‘Marketing hype’ hampers efforts on financial crime

The Government and police efforts to tackle financial crime – from business fraud to tax evasion – are hampered by a lack of accurate data about the nature and extent of offending, according to research.

Dec 13, 2012
By Dilwar Hussain
Mukund Krishna

The Government and police efforts to tackle financial crime – from business fraud to tax evasion – are hampered by a lack of accurate data about the nature and extent of offending, according to research.

The Economic and Social Research Council (ESRC) report, The Patterns, Organisation and Governance of Economic Crimes: Enhancing the Evidence Base, published today (December 13) describes the information available on offending or threat as “marketing hype”.

Michael Levi, professor of criminology at Cardiff University, who compiled the research, said:
“It comes from business consultants who want to scare companies and government into buying services aimed at dealing with problems that may be a lot smaller than claimed.

“Even when public agencies do make a serious effort to produce data that they believe is carefully researched, it often lacks professional or public credibility.”

Professor Levi, who has spent years researching the extent of financial crime and the ways in which police, regulators and private companies understand and respond to the various forms of threat, said a lack of clear thinking about how offenders and victims can and should be dealt with also makes it more difficult to tackle financial crimes in a coherent way, adding that a better informed, evidence-based debate is needed about what kind of policing should be used to tackle financial crime.

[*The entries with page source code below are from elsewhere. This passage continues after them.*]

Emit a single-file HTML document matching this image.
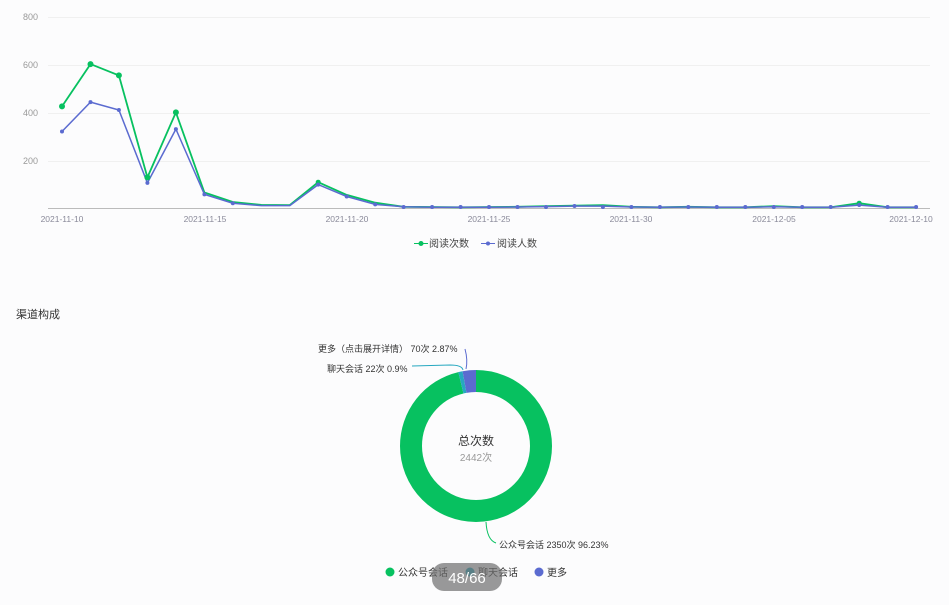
<!DOCTYPE html>
<html><head><meta charset="utf-8"><style>
body{margin:0;width:949px;height:605px;background:#fcfcfd;font-family:"Liberation Sans","Noto Sans CJK SC",sans-serif;overflow:hidden;position:relative}
.t{position:absolute;white-space:nowrap}
</style></head><body>
<svg width="949" height="605" style="position:absolute;left:0;top:0" font-family="Liberation Sans, Noto Sans CJK SC, sans-serif">
<g stroke="#f0f0f0" stroke-width="1">
<line x1="48" y1="17.5" x2="930" y2="17.5"/><line x1="48" y1="65.5" x2="930" y2="65.5"/><line x1="48" y1="113.5" x2="930" y2="113.5"/><line x1="48" y1="161.5" x2="930" y2="161.5"/>
</g>
<line x1="48" y1="208.5" x2="930" y2="208.5" stroke="#bbb"/>
<g fill="#999" font-size="9" text-anchor="end">
<text x="38" y="20">800</text><text x="38" y="68">600</text><text x="38" y="116">400</text><text x="38" y="164">200</text>
</g>
<g fill="#8a8a9a" font-size="8.5" text-anchor="middle">
<text x="62" y="222">2021-11-10</text><text x="205" y="222">2021-11-15</text><text x="347" y="222">2021-11-20</text><text x="489" y="222">2021-11-25</text><text x="631" y="222">2021-11-30</text><text x="774" y="222">2021-12-05</text><text x="911" y="222">2021-12-10</text>
</g>
<polyline fill="none" stroke="#07c160" stroke-width="1.8" points="62,106.4 90.5,64.1 118.9,75.4 147.4,177.4 175.9,112.4 204.4,192.5 232.8,202 261.3,204.9 289.8,205.1 318.2,182.2 346.7,194.9 375.2,202.7 403.6,206.8 432.1,207 460.6,207.3 489,207 517.5,206.8 546,206.1 574.5,205.6 602.9,205.1 631.4,206.8 659.9,207.3 688.3,206.8 716.8,207.3 745.3,207.3 773.8,206.1 802.2,207.3 830.7,207.3 859.2,203.2 887.6,207.3 916.1,207.3"/>
<polyline fill="none" stroke="#5b6bd0" stroke-width="1.5" points="62,131.5 90.5,102.1 118.9,110 147.4,182.9 175.9,129.1 204.4,194.4 232.8,203.2 261.3,205.6 289.8,205.6 318.2,184.6 346.7,196.5 375.2,204.4 403.6,206.8 432.1,207.3 460.6,207.3 489,207.3 517.5,207 546,206.6 574.5,206.1 602.9,206.1 631.4,207 659.9,207.3 688.3,207 716.8,207.3 745.3,207.3 773.8,206.8 802.2,207.3 830.7,207.3 859.2,205.1 887.6,207.3 916.1,207.3"/>
<g fill="#07c160"><circle cx="62" cy="106.4" r="3"/><circle cx="90.5" cy="64.1" r="3"/><circle cx="118.9" cy="75.4" r="3"/><circle cx="147.4" cy="177.4" r="3"/><circle cx="175.9" cy="112.4" r="3"/><circle cx="318.2" cy="182.2" r="2.5"/><circle cx="859.2" cy="203.2" r="2.5"/></g>
<g fill="#5b6bd0"><circle cx="62" cy="131.5" r="2"/><circle cx="90.5" cy="102.1" r="2"/><circle cx="118.9" cy="110" r="2"/><circle cx="147.4" cy="182.9" r="2"/><circle cx="175.9" cy="129.1" r="2"/><circle cx="204.4" cy="194.4" r="2"/><circle cx="232.8" cy="203.2" r="2"/><circle cx="318.2" cy="184.6" r="2"/><circle cx="346.7" cy="196.5" r="2"/><circle cx="375.2" cy="204.4" r="2"/><circle cx="403.6" cy="207" r="2"/><circle cx="432.1" cy="207" r="2"/><circle cx="460.6" cy="207" r="2"/><circle cx="489" cy="207" r="2"/><circle cx="517.5" cy="207" r="2"/><circle cx="546" cy="207" r="2"/><circle cx="574.5" cy="206" r="2"/><circle cx="602.9" cy="207" r="2"/><circle cx="631.4" cy="207" r="2"/><circle cx="659.9" cy="207" r="2"/><circle cx="688.3" cy="207" r="2"/><circle cx="716.8" cy="207" r="2"/><circle cx="745.3" cy="207" r="2"/><circle cx="773.8" cy="207" r="2"/><circle cx="802.2" cy="207" r="2"/><circle cx="830.7" cy="207" r="2"/><circle cx="859.2" cy="205" r="2"/><circle cx="887.6" cy="207" r="2"/><circle cx="916.1" cy="207" r="2"/></g>
<line x1="414" y1="243.5" x2="428" y2="243.5" stroke="#07c160"/><circle cx="421" cy="243.5" r="2.5" fill="#07c160"/>
<text x="429" y="247" font-size="10" fill="#444">阅读次数</text>
<line x1="481" y1="243.5" x2="495" y2="243.5" stroke="#5b6bd0"/><circle cx="488" cy="243.5" r="2" fill="#5b6bd0"/>
<text x="497" y="247" font-size="10" fill="#444">阅读人数</text>
<text x="16" y="318" font-size="11" fill="#333">渠道构成</text>
<g transform="rotate(-90 476 446)" fill="none" stroke-width="22">
<circle cx="476" cy="446" r="65" stroke="#07c160" stroke-dasharray="393 100"/>
<circle cx="476" cy="446" r="65" stroke="#27a8c0" stroke-dasharray="0 393 3.68 400"/>
<circle cx="476" cy="446" r="65" stroke="#5b6bd0" stroke-dasharray="0 396.7 11.7 400"/>
</g>
<text x="476" y="445" font-size="12" fill="#333" text-anchor="middle">总次数</text>
<text x="476" y="461" font-size="10" fill="#999" text-anchor="middle">2442次</text>
<path d="M466,369 Q468,360 465,349" stroke="#5b6bd0" fill="none"/>
<path d="M463,370 Q462,365 450,365 L412,366" stroke="#27a8c0" fill="none"/>
<path d="M486,522 Q487,540 496,543" stroke="#07c160" fill="none"/>
<text x="318" y="352" font-size="9" fill="#333">更多（点击展开详情） 70次 2.87%</text>
<text x="327" y="372" font-size="9" fill="#333">聊天会话 22次 0.9%</text>
<text x="499" y="548" font-size="9" fill="#333">公众号会话 2350次 96.23%</text>
<circle cx="390" cy="572" r="4.5" fill="#07c160"/><text x="398" y="576" font-size="10" fill="#333">公众号会话</text>
<circle cx="470" cy="572" r="4.5" fill="#27a8c0"/><text x="478" y="576" font-size="10" fill="#333">聊天会话</text>
<circle cx="539" cy="572" r="4.5" fill="#5b6bd0"/><text x="547" y="576" font-size="10" fill="#333">更多</text>
<rect x="432" y="563" width="70" height="28" rx="12" fill="rgba(110,110,110,0.7)"/>
<text x="467" y="583" font-size="15" fill="#fff" text-anchor="middle">48/66</text>
</svg>
</body></html>
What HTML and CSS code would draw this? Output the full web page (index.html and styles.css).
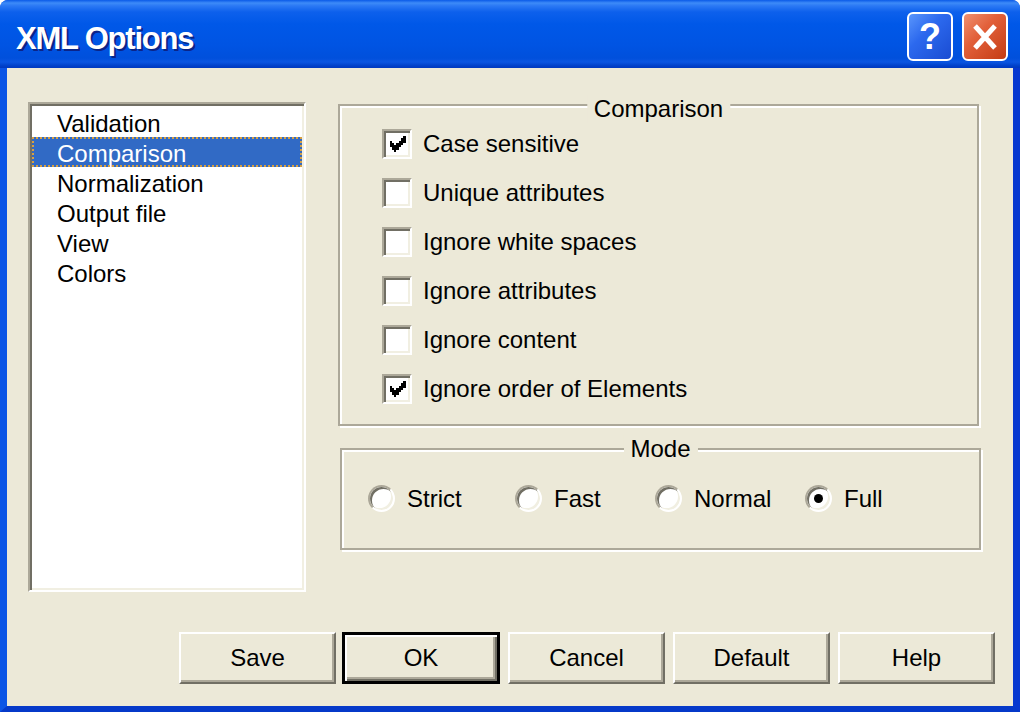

The research into tax fraud suggests there is a set of persistent offenders who are unlikely to be discouraged if their only punishment when caught is to pay a financial settlement anonymously. Professor Levi called for offenders to be prosecuted so they are “taken out of circulation”.

The research has been shared with UK and global organisations with a crime-fighting remit, including the Financial Services Authority, the National Fraud Authority, the Association of Chief Police Officers and the European Commission.